Should a small business give discounts
While reading P. Barrow’s The Best-Laid Business Plans, I came across an interesting argument he had against giving discounts as a small business. The reason for writing this post was to inspect the simple but condensed table of data he provided (”Pricing Ready Reckoner”) which in the space of less than a third of a page, makes a very clear case against discounting.
Here’s the argument. In order to maintain the same level of profit, you would have to sell much more depending on your original Gross Margin and the amount of Discount. The amount of extra sales needed in each case is summarized in the following table as percentages.
| Existing Gross Margins (%) | ||||||
| 5 | 10 | 15 | 20 | 30 | 40 | |
| % price discount | ||||||
| 1 | 25% | 11% | 7% | 5% | 3% | 3% |
| 3 | 150% | 43% | 25% | 18% | 11% | 8% |
| 5 | 100% | 50% | 33% | 20% | 14% | |
| 10 | 200% | 100% | 50% | 33% | ||
| 15 | 300% | 100% | 60% | |||
The math is simple if you do not claim a portion of the margin, you have to make up for the difference by increasing sales. But the engineer in me wants to make the calculations more formal:
G=gross margin (%)
R=retail price for unit
D=discount (%)
S=number of items sold, S’=number of items sold (in discounted case)
Without discount we have:
Gross margin=R×G
Cost of Goods Sold per unit=R×(1-G)
With the discount, on the other hand:
Sales revenue per unit=R×(1-D)
Cost of Goods Sold per unit=R×(1-G), remains the same
New gross margin=R×(G-D)
To make the same level of profit
S’×R×(G-D)=S×R×G
Which means we have to sell (S’/S-1) percent more to compensate for the discount:
100×[G/(G-D)-1]
The rest is easy: put the Formula in a spreadsheet and you get that nice table above.
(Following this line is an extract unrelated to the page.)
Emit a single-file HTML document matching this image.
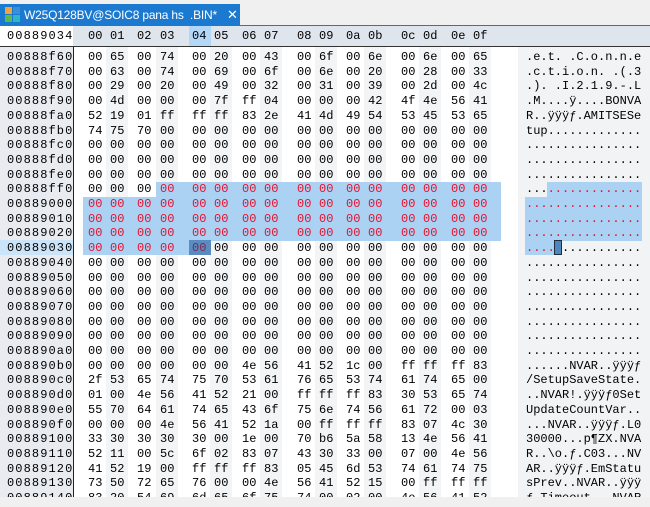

There is another table in the book which shows the flip side of the situation: price increase. But I spare you.
As a final note, I believe that you could still make a good case for giving discount on your products/services for a variety of reasons such as building relationship in hopes of recurring customers, gaining market share, etc. However, Paul’s argument is interesting and makes the assumptions that your customers buy from you because of the flexibility, quality, and the service provided. Further, I would like to add to this list the fairness and competitiveness of original pricing.